The Modern Language Association put out a statement this week suggesting that letters of recommendation have gotten out of hand. It offered a series of suggestions for reducing the burden they place on candidates, writers, and readers.
From the perspective of a hiring manager, I’ll offer a different suggestion. Yes, letters have become burdensome on all involved. Streamlining the number involved helps, but doesn’t solve the core problem. My suggestion is simpler still: abandon letters entirely. Go with lists of people who are willing to take a call instead.
This approach would save a great deal of labor all around, and actually give hiring managers better information.
For one thing, it would apply only to candidates who made it to the final round. So the sheer number of references would be reduced dramatically, especially in fields that attract the most candidates.

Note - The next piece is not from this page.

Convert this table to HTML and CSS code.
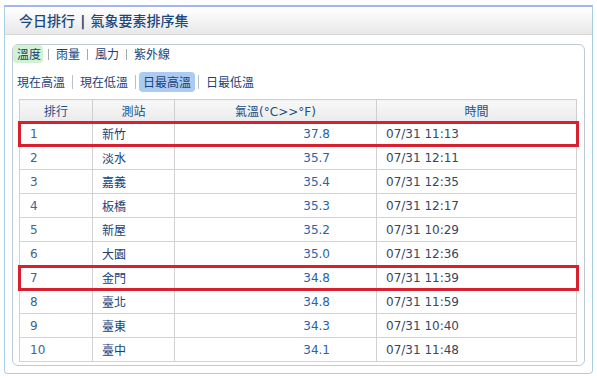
FILE: index.html
```html
<!DOCTYPE html>
<html lang="zh-Hant">
<head>
<meta charset="utf-8">
<title>今日排行</title>
<link rel="stylesheet" href="styles.css">
</head>
<body>
<div class="panel">
  <div class="panel-head">今日排行 <b class="bar">|</b> 氣象要素排序集</div>
  <div class="panel-body">
    <div class="inner">
      <div class="tabs tabs-main">
        <span class="tab tab-on-green">溫度</span><span class="sep"></span><span class="tab">雨量</span><span class="sep"></span><span class="tab">風力</span><span class="sep"></span><span class="tab">紫外線</span>
      </div>
      <div class="tabs tabs-sub">
        <span class="tab">現在高溫</span><span class="sep"></span><span class="tab">現在低溫</span><span class="sep"></span><span class="tab tab-on-blue">日最高溫</span><span class="sep"></span><span class="tab">日最低溫</span>
      </div>
      <div class="table-wrap">
        <table class="rank">
          <colgroup>
            <col class="c-rank"><col class="c-stn"><col class="c-temp"><col class="c-time">
          </colgroup>
          <thead>
            <tr><th>排行</th><th>測站</th><th>氣溫(°C&gt;&gt;°F)</th><th>時間</th></tr>
          </thead>
          <tbody>
            <tr><td class="rk">1</td><td class="stn">新竹</td><td class="tmp">37.8</td><td class="tm">07/31 11:13</td></tr>
            <tr><td class="rk">2</td><td class="stn">淡水</td><td class="tmp">35.7</td><td class="tm">07/31 12:11</td></tr>
            <tr><td class="rk">3</td><td class="stn">嘉義</td><td class="tmp">35.4</td><td class="tm">07/31 12:35</td></tr>
            <tr><td class="rk">4</td><td class="stn">板橋</td><td class="tmp">35.3</td><td class="tm">07/31 12:17</td></tr>
            <tr><td class="rk">5</td><td class="stn">新屋</td><td class="tmp">35.2</td><td class="tm">07/31 10:29</td></tr>
            <tr><td class="rk">6</td><td class="stn">大園</td><td class="tmp">35.0</td><td class="tm">07/31 12:36</td></tr>
            <tr><td class="rk">7</td><td class="stn">金門</td><td class="tmp">34.8</td><td class="tm">07/31 11:39</td></tr>
            <tr><td class="rk">8</td><td class="stn">臺北</td><td class="tmp">34.8</td><td class="tm">07/31 11:59</td></tr>
            <tr><td class="rk">9</td><td class="stn">臺東</td><td class="tmp">34.3</td><td class="tm">07/31 10:40</td></tr>
            <tr><td class="rk">10</td><td class="stn">臺中</td><td class="tmp">34.1</td><td class="tm">07/31 11:48</td></tr>
          </tbody>
        </table>
        <div class="mark mark-1"></div>
        <div class="mark mark-7"></div>
      </div>
    </div>
  </div>
</div>
</body>
</html>
```

FILE: styles.css
```css
html, body {
  margin: 0;
  padding: 0;
  background: #ffffff;
}

body {
  font-family: "DejaVu Sans", "Noto Sans CJK TC", sans-serif;
  font-size: 12px;
  color: #1c3f78;
}

.panel {
  margin: 5px 4px 0;
  border: 1px solid #a9cfe6;
  border-top: 2px solid #a3b6f0;
  border-radius: 0 0 4px 4px;
  background: #fff;
}

.panel-head {
  height: 27px;
  line-height: 27px;
  padding-left: 14px;
  background: linear-gradient(#ffffff, #e8e8e8);
  border-bottom: 1px solid #d6d6d6;
  font-family: "Noto Sans CJK TC", sans-serif;
  font-size: 14px;
  font-weight: 500;
  color: #1a4880;
}

.bar {
  font-family: "DejaVu Sans", sans-serif;
  font-weight: bold;
  margin: 0 2px;
}

.panel-body {
  padding: 9px 7px 7px;
}

.inner {
  border: 1px solid #bccbd6;
  border-radius: 6px;
  padding: 0 7px 3px 0;
}

.tabs {
  display: flex;
  align-items: center;
  font-family: "Noto Sans CJK TC", sans-serif;
  font-size: 12px;
  color: #1c3f78;
}

.tabs-main {
  height: 18px;
}

.tabs-sub {
  height: 20px;
  margin-top: 9px;
}

.tab {
  padding: 0 4px;
  line-height: 18px;
  border-radius: 4px;
}

.tabs-sub .tab {
  line-height: 20px;
}

.tab-on-green {
  background: #d2f2d2;
  padding-right: 2px;
  margin-right: 2px;
}

.tab-on-blue {
  background: #aacbf2;
}

.sep {
  display: inline-block;
  width: 1px;
  height: 11px;
  margin: 0 3px;
  background: #a8a8a8;
}

.tabs-sub .sep {
  height: 14px;
  background: #b8c0cc;
}

.table-wrap {
  position: relative;
  margin: 7px 0 0 6px;
}

.rank {
  width: 558px;
  border-collapse: collapse;
  table-layout: fixed;
  border: 1px solid #c4c4c4;
}

.c-rank { width: 73px; }
.c-stn { width: 82px; }
.c-temp { width: 202px; }

.rank th {
  height: 21px;
  padding: 0;
  font-weight: normal;
  text-align: center;
  color: #1d4f86;
  background: linear-gradient(#f8f8f8, #ebebeb);
  border: 1px solid #cfcfcf;
}

.rank td {
  height: 23px;
  padding: 0;
  border: 1px solid #d2d2d2;
}

.rk {
  padding-left: 10px !important;
  color: #40638f;
}

.stn {
  padding-left: 9px !important;
  color: #1a3f7a;
}

.tmp {
  text-align: right;
  padding-right: 46px !important;
  color: #2863a2;
}

.tm {
  padding-left: 9px !important;
  color: #36475e;
}

.mark {
  position: absolute;
  left: -1px;
  width: 561px;
  height: 26px;
  border: 3px solid #d9202e;
  box-sizing: border-box;
}

.mark-1 { top: 22px; }
.mark-7 { top: 166px; }
```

It would also allow each employer to find out the information that matters the most in that setting. For example, in hiring faculty here, I’m concerned about how well the person teaches and how well she gets along with others. I’m far less interested in how groundbreaking her dissertation is. In some cases, in which the job called for someone who could do multiple things, I’d have reservations about a candidate’s strength in one of those subfields; having the ability to ask the question directly reduces the guesswork and allows for better decisions.

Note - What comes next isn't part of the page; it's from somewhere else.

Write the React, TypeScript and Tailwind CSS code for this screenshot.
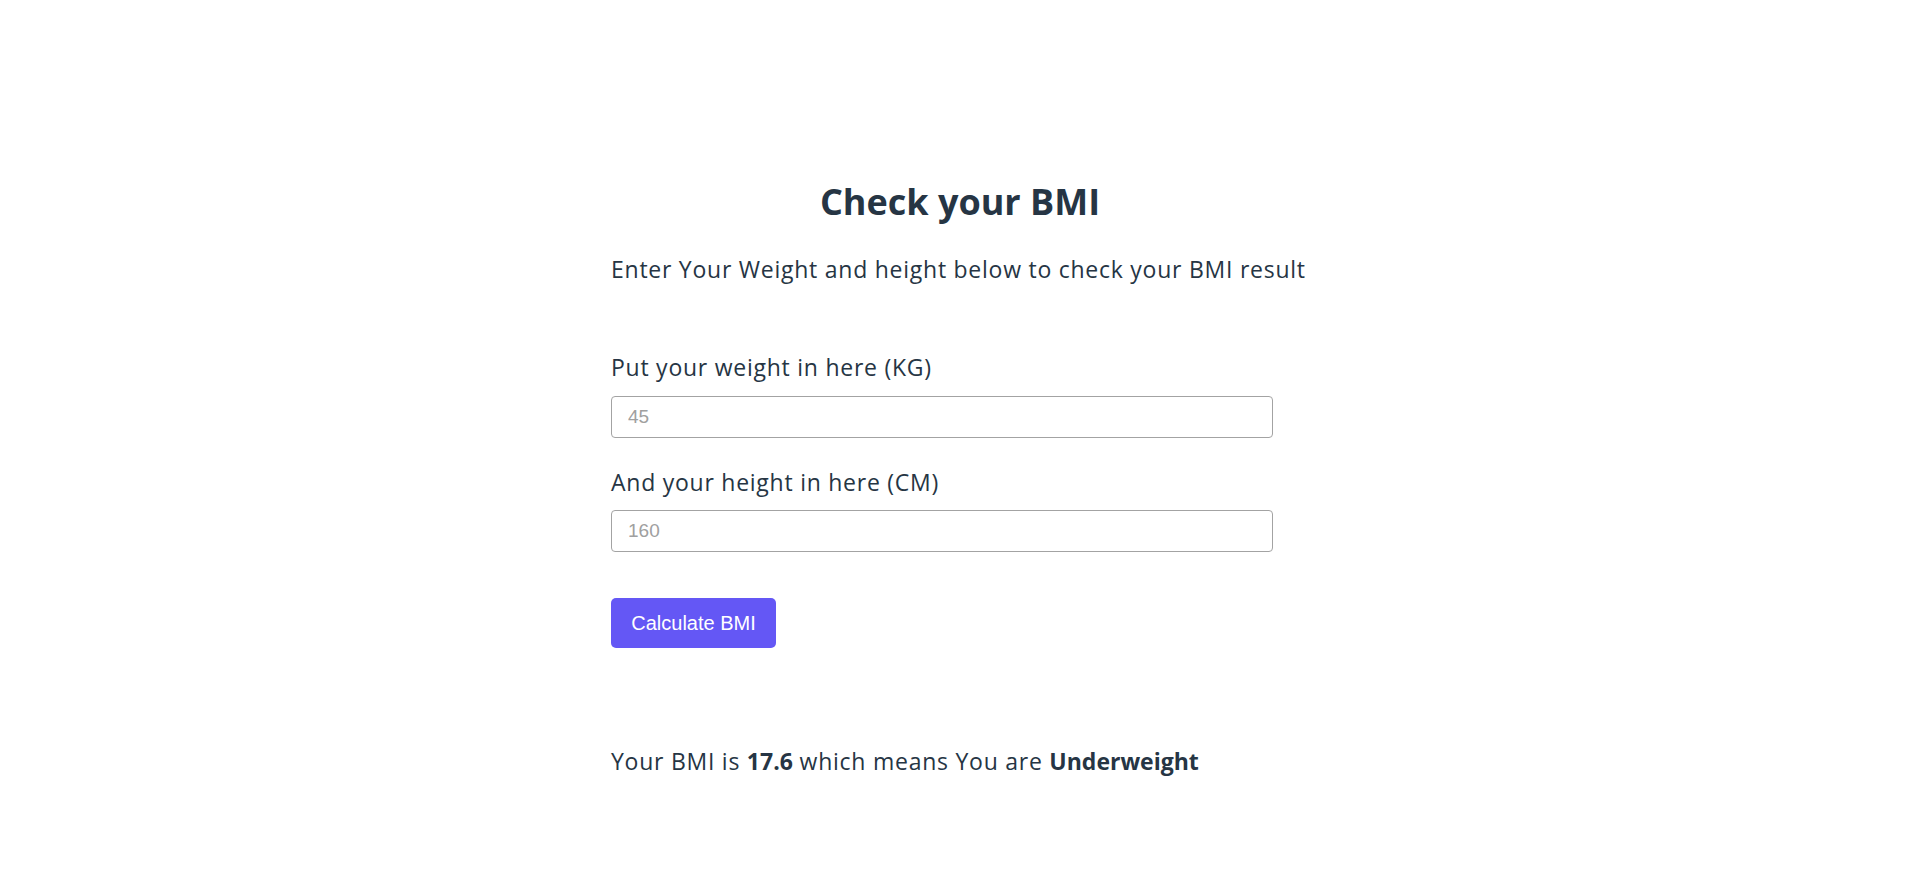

But the concerns I have about a given candidate may be entirely different from the concerns that someone at another college might have. Maybe they’re looking at program growth, and are looking for administrative potential. Or maybe they’re trying to “raise their academic profile,” and are keying on research. Maybe they want a different mix of subfields. Any of those, and more, could be entirely valid; relying on candidates to suss it out, and to ask referees for correctly customized letters for each, is just unrealistic.

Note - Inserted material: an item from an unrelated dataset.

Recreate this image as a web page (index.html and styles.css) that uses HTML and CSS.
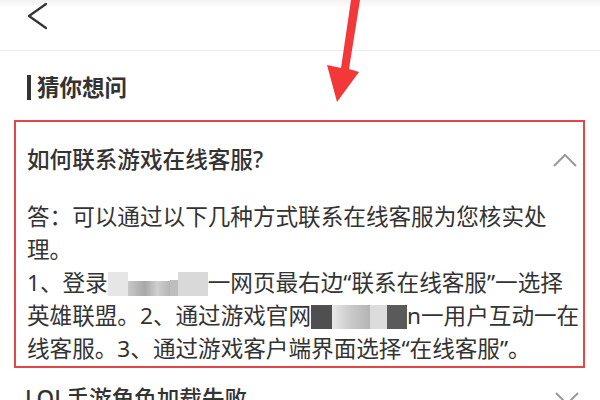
FILE: index.html
```html
<!DOCTYPE html>
<html lang="zh-CN">
<head>
<meta charset="utf-8">
<link rel="stylesheet" href="styles.css">
</head>
<body>
<div class="page">
  <header class="topbar">
    <svg class="back" width="22" height="28" viewBox="0 0 22 28"><polyline points="19,2 2,14 19,26" fill="none" stroke="#333" stroke-width="2.2" stroke-linecap="round" stroke-linejoin="round"/></svg>
  </header>
  <section class="faq">
    <h2 class="faq-title">猜你想问</h2>
    <div class="item item-open">
      <div class="item-head">
        <span class="q">如何联系游戏在线客服?</span>
        <svg class="chev" width="24" height="14" viewBox="0 0 24 14"><polyline points="1,13 12,2 23,13" fill="none" stroke="#9a9a9a" stroke-width="2"/></svg>
      </div>
      <div class="answer">
        <div class="line">答：可以通过以下几种方式联系在线客服为您核实处</div>
        <div class="line">理。</div>
        <div class="line">1、登录<span class="blur blur-a"><i class="b1"></i><i class="b2"></i><i class="b3"></i><i class="b4"></i></span>一网页最右边“联系在线客服”一选择</div>
        <div class="line">英雄联盟。2、通过游戏官网<span class="blur blur-b"><i class="d1"></i><i class="m1"></i><i class="m2"></i><i class="d2"></i></span>n一用户互动一在</div>
        <div class="line">线客服。3、通过游戏客户端界面选择“在线客服”。</div>
      </div>
    </div>
    <div class="item item-next">
      <div class="item-head">
        <span class="q">LOL手游角色加载失败</span>
        <svg class="chev" width="24" height="14" viewBox="0 0 24 14"><polyline points="1,1 12,12 23,1" fill="none" stroke="#9a9a9a" stroke-width="2"/></svg>
      </div>
    </div>
  </section>
  <svg class="arrow" width="600" height="110" viewBox="0 0 600 110"><path d="M351,0 L360,0 L349,69 L359,72 L337,102 L327,65 L341,68 Z" fill="#f23838"/></svg>
</div>
</body>
</html>
```
FILE: styles.css
```css
* { box-sizing: border-box; margin: 0; padding: 0; }
html, body { width: 600px; height: 400px; overflow: hidden; background: #fff; }
body { font-family: "Noto Sans", "Noto Sans CJK SC", sans-serif; color: #333; }
.page { position: relative; width: 600px; height: 400px; overflow: hidden; }

.topbar {
  height: 51px;
  border-bottom: 1px solid #ececec;
  background: linear-gradient(#f3f3f3 0, #fff 8px);
  padding: 2px 0 0 27px;
}
.back { display: block; }

.faq { padding: 24px 15px 0 14px; }
.faq-title {
  display: flex;
  align-items: center;
  height: 25px;
  margin-left: 13px;
  font-size: 22.5px;
  font-weight: 700;
  line-height: 25px;
  color: #333;
}
.faq-title::before {
  content: "";
  width: 4px;
  height: 25px;
  background: #333;
  margin-right: 6px;
}

.item { padding: 0 6px 0 11px; }
.item-open {
  margin-top: 20px;
  border: 2px solid #e64545;
  padding-bottom: 1px;
}
.item-head {
  display: flex;
  align-items: center;
  justify-content: space-between;
  padding: 21px 0;
  line-height: 34px;
  font-size: 22.6px;
  font-weight: 500;
}
.chev { display: block; }
.answer { margin-top: 2px; font-size: 22.6px; line-height: 33px; color: #333; }
.line { white-space: nowrap; }

.blur { display: inline-block; position: relative; vertical-align: -5px; height: 24px; }
.blur i { position: absolute; top: 0; height: 100%; display: block; }
.blur-a { width: 100px; }
.blur-a .b1 { left: 0; width: 20px; background: #e6e6e6; }
.blur-a .b2 { left: 20px; width: 42px; top: 9px; height: 15px; background: linear-gradient(90deg, #c8c8c8, #a8a8a8 40%, #cfcfcf 70%, #b5b5b5); }
.blur-a .b3 { left: 62px; width: 8px; top: 8px; height: 16px; background: #bdbdbd; }
.blur-a .b4 { left: 70px; width: 30px; background: #d9d9d9; }
.blur-b { width: 96px; }
.blur-b .d1 { left: 0; width: 21px; background: #4f4f4f; }
.blur-b .m1 { left: 21px; width: 38px; background: linear-gradient(90deg, #e8e8e8, #c9c9c9 50%, #b4b4b4); }
.blur-b .m2 { left: 59px; width: 17px; background: #dcdcdc; }
.blur-b .d2 { left: 76px; width: 20px; background: #5a5a5a; }

.item-next .item-head { padding-top: 14px; }

.arrow { position: absolute; left: 0; top: 0; }
```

Calls can also get around the “boilerplate” problem. Letters of recommendation have become a formulaic genre; after a while, they tend to read pretty much the same. In a litigious age, people have learned to be very careful about what they write. But calls are interactive, so it’s possible to get people off script. They also allow for the conspicuous silences that can say a lot.
In the age of electronic communication, the old letter of recommendation seems oddly anachronistic. Other than habit, why does it survive?
I can only come up with three reasons, though I may be missing some. The first is the “you first” problem. Even if nearly everybody agrees that letters are kind of silly, nobody wants to be the first to drop them, for fear of looking less “rigorous” or “serious.” In this market, that concern strikes me as misplaced, but it may be there.
The second is that elites like it. The Harvard letterhead means something; doing away with letters means doing away with one more reminder of status. But at a community college, I really don’t see why that’s my problem. We’ve hired faculty from Harvard -- we have several -- and we’ve hired faculty from less name-brand places. We hire people, not pedigrees.
Finally, the sheer difficulty of letters may serve as a sort of “seriousness” filter. If letters are so much trouble, then presumably anyone who would bother to scrape enough of them together must really want the job. (In principle, this same function could apply to almost any arbitrarily difficult task. “Candidate must supply video of herself juggling bowling pins.”) Leaving aside the sheer meanness of it, I’d like to think that any reasonably competent search committee could do a better job of discerning seriousness than some contrived hurdle could.
The MLA got the problem right, but stopped halfway to a solution. Don’t just streamline letters. Consign them to the dustbin of history. If I want to know something, I just need to know who to call.
Wise and worldly readers, am I missing something here? Is there a better argument for letters?